Giving in too quickly to resident demands
A good rule of thumb is to be firm but fair. If all parties are doing their part – residents, property managers, and HOA – there will be mutual respect. Inevitably there will be disagreements (some stronger than others), refuted payments, violations, etc. Do not let the “squeaky wheel” get oiled. It’s also good to ask, “if I let this resident do this, where will it end?” Is it something that can be granted for an individual, or will other residents expect or demand the same? Use the rules and bylaws to back up any disagreements and temper aggression.
There will be people always jockeying for preferential treatment in some way or another. But that’s a slippery slope and not one you want to go down. When changes do need to be made, see if there is a way to usher them in slowly, with communication, and the least amount of disruption to the community.
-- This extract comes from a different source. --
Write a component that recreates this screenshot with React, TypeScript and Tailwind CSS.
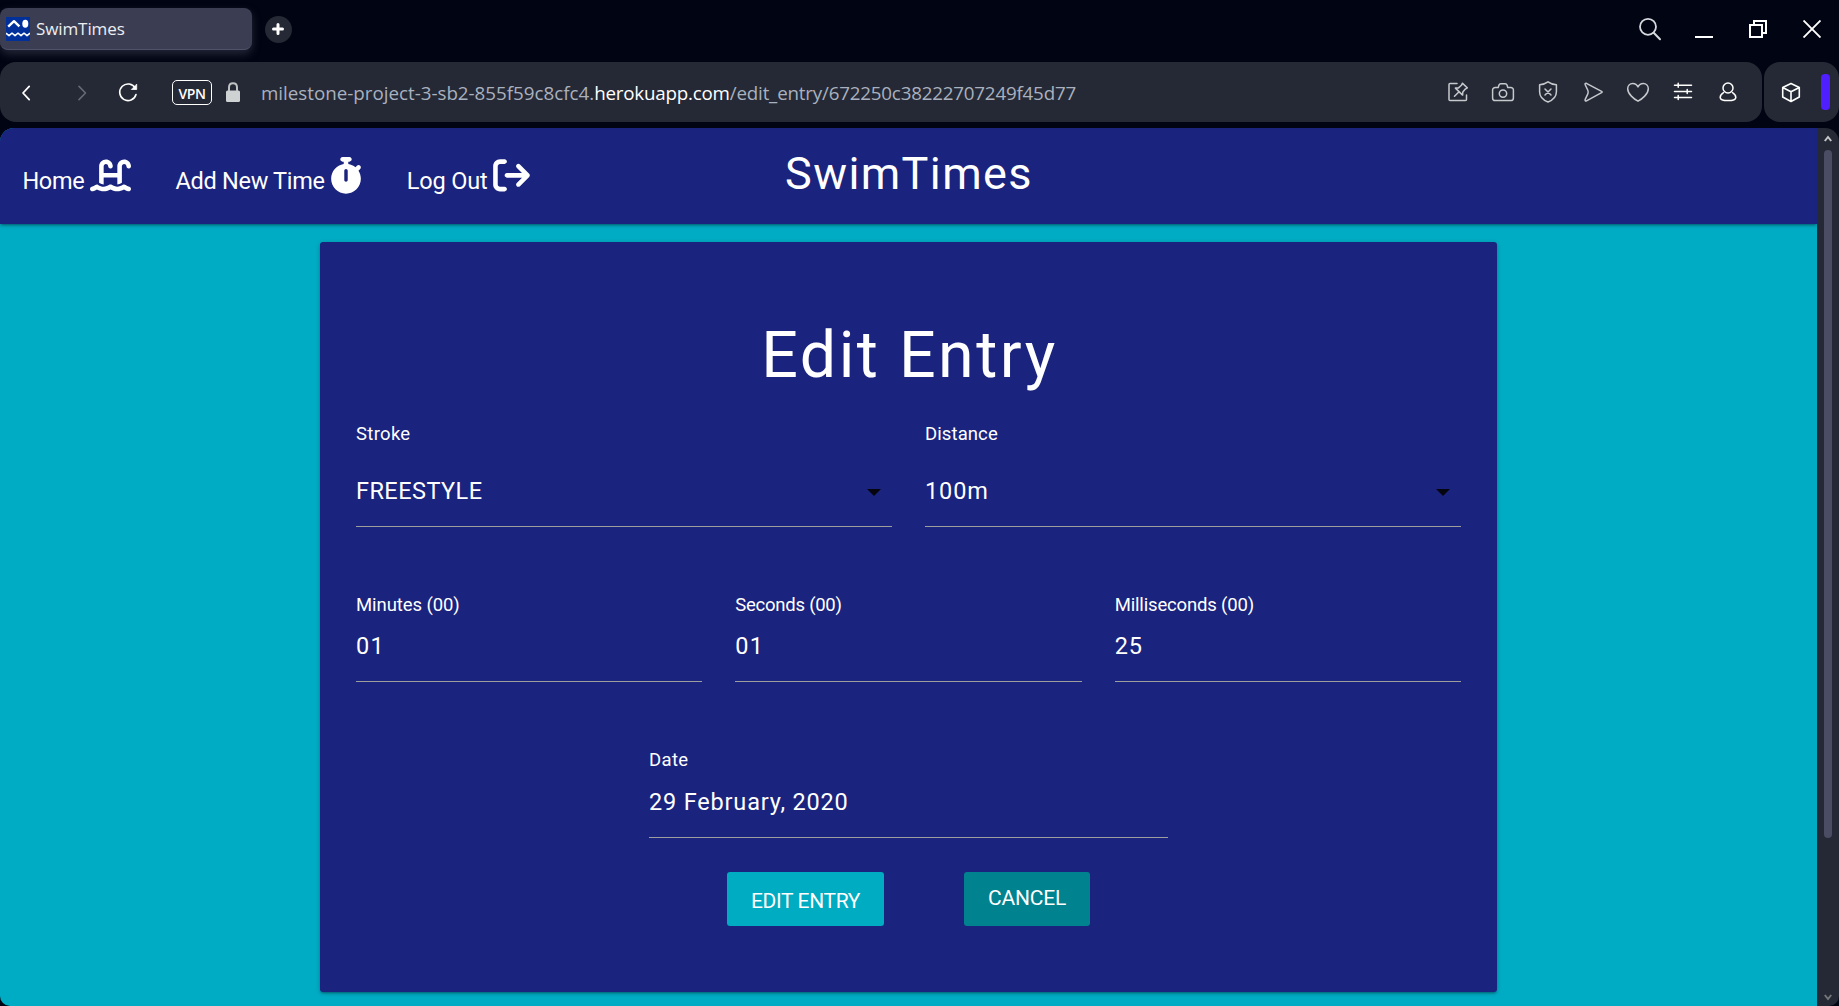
import React from "react";
import { FaWaterLadder, FaStopwatch, FaArrowRightFromBracket } from "react-icons/fa6";

type IconProps = { children: React.ReactNode; className?: string; size?: number };

function Icon({ children, className = "text-[#cfd2d6]", size = 24 }: IconProps) {
  return (
    <svg
      width={size}
      height={size}
      viewBox={`0 0 ${size} ${size}`}
      fill="none"
      stroke="currentColor"
      strokeWidth="1.5"
      strokeLinecap="round"
      strokeLinejoin="round"
      className={`shrink-0 ${className}`}
    >
      {children}
    </svg>
  );
}

function Favicon() {
  return (
    <svg width="24" height="24" viewBox="0 0 24 24" fill="none" className="shrink-0">
      <rect width="24" height="24" fill="#02309b" />
      <path d="M2.2 9.6 8 4.2 13.4 9.4" stroke="#fff" strokeWidth="2.4" strokeLinejoin="round" />
      <ellipse cx="19.3" cy="6.7" rx="3" ry="4" fill="#fff" />
      <path d="M0 16.2 3 18.7 6 16.2 9 18.7 12 16.2 15 18.7 18 16.2 21 18.7 24 16.2" stroke="#fff" strokeWidth="1.5" strokeLinejoin="round" />
    </svg>
  );
}

function TitleBar() {
  return (
    <header className="flex h-[62px] shrink-0 items-start">
      <div className="mt-2 flex h-[42px] w-[252px] items-center rounded-lg border-b border-[#4f5268] bg-[#3b3e53] pl-[6px] shadow-[0_4px_10px_rgba(90,92,115,0.4)]">
        <Favicon />
        <span className="ml-[6px] text-[17px] leading-6 tracking-[-0.1px] text-[#eceef2]">SwimTimes</span>
      </div>
      <div className="mt-[15.5px] ml-[12.5px] flex h-[27px] w-[27px] items-center justify-center rounded-full bg-[#252935]">
        <svg width="12" height="12" viewBox="0 0 12 12" stroke="#fff" strokeWidth="3" strokeLinecap="round">
          <path d="M6 1.5v9M1.5 6h9" />
        </svg>
      </div>
      <div className="mt-[17px] ml-auto flex h-6 items-center pr-[18px] text-[#eceef2]">
        <Icon className="text-[#d5d8dc]">
          <circle cx="10" cy="9.8" r="8" strokeWidth="1.8" />
          <path d="m15.7 15.8 6.3 6.4" strokeWidth="2" />
        </Icon>
        <svg width="18" height="18" viewBox="0 0 18 18" className="ml-[33px]">
          <path d="M0 17h18" stroke="#fff" strokeWidth="2" />
        </svg>
        <svg width="18" height="18" viewBox="0 0 18 18" fill="none" stroke="#fff" strokeWidth="2" className="mx-9">
          <path d="M1 5h12v12H1zM5 5V1h12v12h-4" />
        </svg>
        <svg width="18" height="18" viewBox="0 0 18 18" stroke="#fff" strokeWidth="1.9">
          <path d="m.5.5 17 17m0-17-17 17" />
        </svg>
      </div>
    </header>
  );
}

const toolbarIcons: { name: string; bright?: boolean; art: React.ReactNode }[] = [
  {
    name: "pin",
    art: (
      <>
        <path d="M11 3.5H4A1 1 0 0 0 3 4.5v15a1 1 0 0 0 1 1h15.5a1 1 0 0 0 1-1V15" />
        <path d="m16.5 3.2 4.8 4.7-2 1.2-2.5 2.9-.2 3.1-7.2-7 3.1-.2 2.9-2.6zM12.8 12l-4.3 4.2" />
      </>
    ),
  },
  {
    name: "camera",
    art: (
      <>
        <path d="M4.2 7.4h3l.8-2.3A2 2 0 0 1 9.8 3.8h4.4A2 2 0 0 1 16 5.1l.8 2.3h3a2.6 2.6 0 0 1 2.6 2.6v8a2.6 2.6 0 0 1-2.6 2.6H4.2A2.6 2.6 0 0 1 1.6 18v-8a2.6 2.6 0 0 1 2.6-2.6z" />
        <circle cx="12" cy="13.6" r="3.7" />
      </>
    ),
  },
  {
    name: "shield",
    art: (
      <>
        <path d="M12 1.8c2.4 1.8 5 2.6 8.4 2.9v7c0 5-3.2 8.2-8.4 10.3-5.2-2.1-8.4-5.3-8.4-10.3v-7C7 4.4 9.6 3.6 12 1.8z" />
        <path d="m9 9 6 6m0-6-6 6" />
      </>
    ),
  },
  {
    name: "send",
    art: <path d="M4.2 4.7c-.5-1 .2-1.8 1.2-1.4L20.6 11.4c.7.4.7.9 0 1.3L5.5 20.8c-1 .5-1.8-.4-1.3-1.4l2.6-5.5c.6-1.3.6-2.3 0-3.6z" />,
  },
  {
    name: "heart",
    art: <path d="M12 21.2C8 19 1.7 14 1.7 8.7c0-3 2.2-5.3 5-5.3 2.3 0 4.3 1.3 5.3 3.5 1-2.2 3-3.5 5.3-3.5 2.8 0 5 2.3 5 5.3C22.3 14 16 19 12 21.2z" />,
  },
  {
    name: "sliders",
    bright: true,
    art: <path d="M3.5 5.3h17M3.5 11.5h17M3.5 17.6h17M7.2 3.3v4M16.2 9.5v4M7.2 15.6v4" />,
  },
  {
    name: "profile",
    bright: true,
    art: (
      <>
        <circle cx="12" cy="8" r="5" />
        <path d="M7.5 12.7c-2 1.2-3.3 2.7-3.3 4.7 0 2.5 3 3.2 7.8 3.2s7.8-.7 7.8-3.2c0-2-1.3-3.5-3.3-4.7" />
      </>
    ),
  },
];

function Toolbar() {
  return (
    <div className="flex h-[66px] shrink-0 items-start">
      <div className="flex h-[60px] w-[1762px] items-center rounded-[16px] bg-[#252935]">
        <div className="flex w-[51px] justify-center">
          <Icon className="text-white">
            <path d="M15.2 6.4 9 13l6.2 6.6" strokeWidth="1.8" />
          </Icon>
        </div>
        <div className="flex w-[62px] justify-center">
          <Icon className="text-[#666975]">
            <path d="m9 6.4 6.5 6.6L9 19.6" strokeWidth="1.6" />
          </Icon>
        </div>
        <div className="flex w-[30px] justify-center">
          <Icon className="text-white">
            <path d="M19.3 8.3A8.3 8.3 0 1 0 20 14.5" strokeWidth="1.6" />
            <path d="M20.7 4.5v5h-5z" fill="currentColor" strokeWidth="0.8" />
          </Icon>
        </div>
        <div className="ml-[29px] flex h-[25px] w-10 items-center justify-center rounded-[5px] border border-white pt-[3px] text-[14px] font-semibold tracking-[-0.4px] text-white">
          VPN
        </div>
        <svg width="14" height="20" viewBox="0 0 14 20" fill="none" className="ml-[14px]">
          <rect y="8.5" width="14" height="11.5" rx="1.5" fill="#cfd2d2" />
          <path d="M3 9V5.5C3 3 4.5 1.2 7 1.2S11 3 11 5.5V9" stroke="#bfc3c4" strokeWidth="2" />
        </svg>
        <div className="ml-[21px] pt-[2px] text-[18.75px] leading-7 whitespace-pre text-[#a9b1bf]">
          <span>milestone-project-3-sb2-855f59c8cfc4.</span>
          <span className="tracking-[-0.2px] text-white">herokuapp.com</span>
          <span className="tracking-[-0.19px]">/edit_entry/672250c38222707249f45d77</span>
        </div>
        <div className="ml-auto flex pr-3">
          {toolbarIcons.map((icon) => (
            <span key={icon.name} className="flex w-[45px] justify-center">
              <Icon className={icon.bright ? "text-white" : "text-[#c6c9cc]"}>{icon.art}</Icon>
            </span>
          ))}
        </div>
      </div>
      <div className="ml-[2px] flex h-[60px] flex-1 items-center rounded-[16px] bg-[#252935] pl-[15px]">
        <Icon className="text-white">
          <path d="m12 3.5 8.3 4v9.500L12 21.5 3.7 17V7.5zM3.7 7.5l8.3 4.2 8.3-4.2M12 11.7v9.8" strokeWidth="1.6" />
        </Icon>
        <div className="ml-[18px] h-9 w-[9px] rounded-[4px] bg-[#4f1fff]" />
      </div>
    </div>
  );
}

const navItems = [
  { label: "Home", width: "w-[67.6px]", tracking: "tracking-[-0.3px]", icon: <FaWaterLadder className="h-[36.7px] w-[41px]" /> },
  { label: "Add New Time", width: "w-[154.6px]", tracking: "tracking-[-0.3px]", icon: <FaStopwatch className="h-[36.7px] w-[32px]" /> },
  { label: "Log Out", width: "w-[86.2px]", tracking: "tracking-[-0.15px]", icon: <FaArrowRightFromBracket className="h-[36.7px] w-[37px]" /> },
];

function NavBar() {
  return (
    <nav className="z-10 grid h-24 shrink-0 grid-cols-[1fr_auto_1fr] items-center bg-[#1a237e] text-white shadow-[0_2px_2px_0_rgba(0,0,0,0.14),0_3px_1px_-2px_rgba(0,0,0,0.12),0_1px_5px_0_rgba(0,0,0,0.2)]">
      <ul className="flex items-center gap-[44.6px] pb-px pl-[22.4px]">
        {navItems.map((item) => (
          <li key={item.label} className="flex items-center">
            <span className={`${item.width} ${item.tracking} pt-[11px] text-[23.5px] leading-7 whitespace-nowrap`}>{item.label}</span>
            {item.icon}
          </li>
        ))}
      </ul>
      <span className="pb-[4.5px] pl-px text-[45px] leading-[54px] tracking-[1.4px]">SwimTimes</span>
    </nav>
  );
}

type FieldProps = { label: string; value: string; labelTracking?: string; tracking?: string; select?: boolean; className?: string };

function Field({ label, value, labelTracking = "", tracking = "", select, className = "flex-1" }: FieldProps) {
  return (
    <label className={`flex flex-col ${className}`}>
      <span className={`text-[18.5px] leading-6 ${labelTracking}`}>{label}</span>
      <span
        className={`flex items-center justify-between border-b border-[#9e9e9e] text-[23.5px] ${
          select ? "mt-[10.3px] h-[71px] pt-[2px] pr-[11px]" : "h-[65.3px] pb-[3.7px]"
        }`}
      >
        <span className={tracking}>{value}</span>
        {select && (
          <svg width="14" height="7" viewBox="0 0 14 7" className="mt-[2px]">
            <path d="M0 0h14L7 7z" fill="#050510" />
          </svg>
        )}
      </span>
    </label>
  );
}

function EntryCard() {
  return (
    <main className="mx-auto mt-[18px] h-[750px] w-[1177px] rounded-[3px] bg-[#1a237e] px-9 pt-[72.6px] text-white shadow-[0_2px_2px_0_rgba(0,0,0,0.14),0_3px_1px_-2px_rgba(0,0,0,0.12),0_1px_5px_0_rgba(0,0,0,0.2)]">
      <h1 className="pl-0.5 text-center text-[64.5px] leading-[80px] tracking-[2.5px]">Edit Entry</h1>
      <div className="mt-[27.1px] flex gap-[33px]">
        <Field select label="Stroke" value="FREESTYLE" labelTracking="tracking-[0.3px]" tracking="tracking-[0.45px]" />
        <Field select label="Distance" value="100m" labelTracking="tracking-[0.1px]" tracking="tracking-[0.9px]" />
      </div>
      <div className="mt-[65.7px] flex gap-[33px]">
        <Field label="Minutes (00)" value="01" labelTracking="tracking-[-0.08px]" tracking="tracking-[1.2px]" />
        <Field label="Seconds (00)" value="01" labelTracking="tracking-[-0.25px]" tracking="tracking-[1.2px]" />
        <Field label="Milliseconds (00)" value="25" labelTracking="tracking-[-0.16px]" tracking="tracking-[1px]" />
      </div>
      <div className="mt-[66.3px] flex justify-center">
        <Field label="Date" value="29 February, 2020" labelTracking="tracking-[0.35px]" tracking="tracking-[0.82px]" className="w-[519px]" />
      </div>
      <div className="mt-[34.3px] flex justify-center gap-20">
        <button className="h-[54px] w-[157px] rounded-[3px] bg-[#00acc1] pt-[5px] text-[21px] tracking-[-0.38px]">EDIT ENTRY</button>
        <button className="h-[54px] w-[126px] rounded-[3px] bg-[#00838f] pb-px text-[21px] tracking-[-0.2px]">CANCEL</button>
      </div>
    </main>
  );
}

function ScrollBar() {
  return (
    <div className="flex w-[22px] shrink-0 flex-col items-center rounded-tr-[14px] rounded-br-[10px] bg-[#252935]">
      <svg width="8" height="8" viewBox="0 0 8 8" fill="none" stroke="#c4c6c9" strokeWidth="2" className="mt-[7px]">
        <path d="M.8 6 4 2l3.2 4" />
      </svg>
      <div className="mt-[7px] h-[688px] w-2 rounded bg-[#4a4d63]" />
      <svg width="8" height="8" viewBox="0 0 8 8" fill="none" stroke="#74767a" strokeWidth="2" className="mt-auto mb-[5px]">
        <path d="M.8 2 4 6l3.2-4" />
      </svg>
    </div>
  );
}

export default function App() {
  return (
    <div className="flex h-[1006px] w-[1839px] flex-col overflow-hidden bg-[#010412] font-['Open_Sans',sans-serif]">
      <TitleBar />
      <Toolbar />
      <div className="flex min-h-0 flex-1">
        <div className="flex w-[1817px] flex-col overflow-hidden rounded-tl-[14px] rounded-bl-[10px] bg-[#00acc4] font-[Roboto,sans-serif]">
          <NavBar />
          <EntryCard />
        </div>
        <ScrollBar />
      </div>
    </div>
  );
}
And make sure any new policies are for the benefit of the overwhelming majority of residents, not just a few squeaky wheels.
Not keeping administrative duties in check.
Budgeting, assessments, taxes, insurance, oh my! Take a moment and think about what is required to manage our own homes; now extrapolate that out by, well, a lot. It’s a big plate that keeps getting more helpings added. Set up systems that remind you of important dates for filing or submitting documents at the state and local levels. A community calendar that provides details about when to file annual reports, taxes, and other documents should alert the HOA board well in advance.
Insurance remains one of the most critical aspects of planning and preparing in a community too. If your crystal ball is broken, don’t worry, everyone else’s is too. That’s why insurance is essential to protect a community adequately. There’s a host of unforeseen events that can strike at any moment (if 2020 has taught us anything, it’s that). There’s a fair amount of liability that must be accounted for, and rates can vary wildly, so shop around and do your due diligence.
As a voluntary board member, it’s okay to be busy with other things and not have all the answers. It can be a challenge for the homeowners association to balance their personal lives’ responsibilities with that of being a board member. Everyone has demands on their time and a finite capacity. That’s why an HOA can only be as good as the team that surrounds it. Working with an experienced property management team can provide guidance and stewardship HOA’s need when faced with difficult choices.
There’s a lot to consider being a board member, and the learning curve can be steep. Try consulting with your property management team, past board members, and current sitting members to find out where mistakes most often occur. Learn from the past and trust in the experience of those around you. Staying active and engaged in the community, openly communicating with residents, and making sure the board processes are formal, and rules-driven will ultimately make 2021 a (mostly) mistake-free year.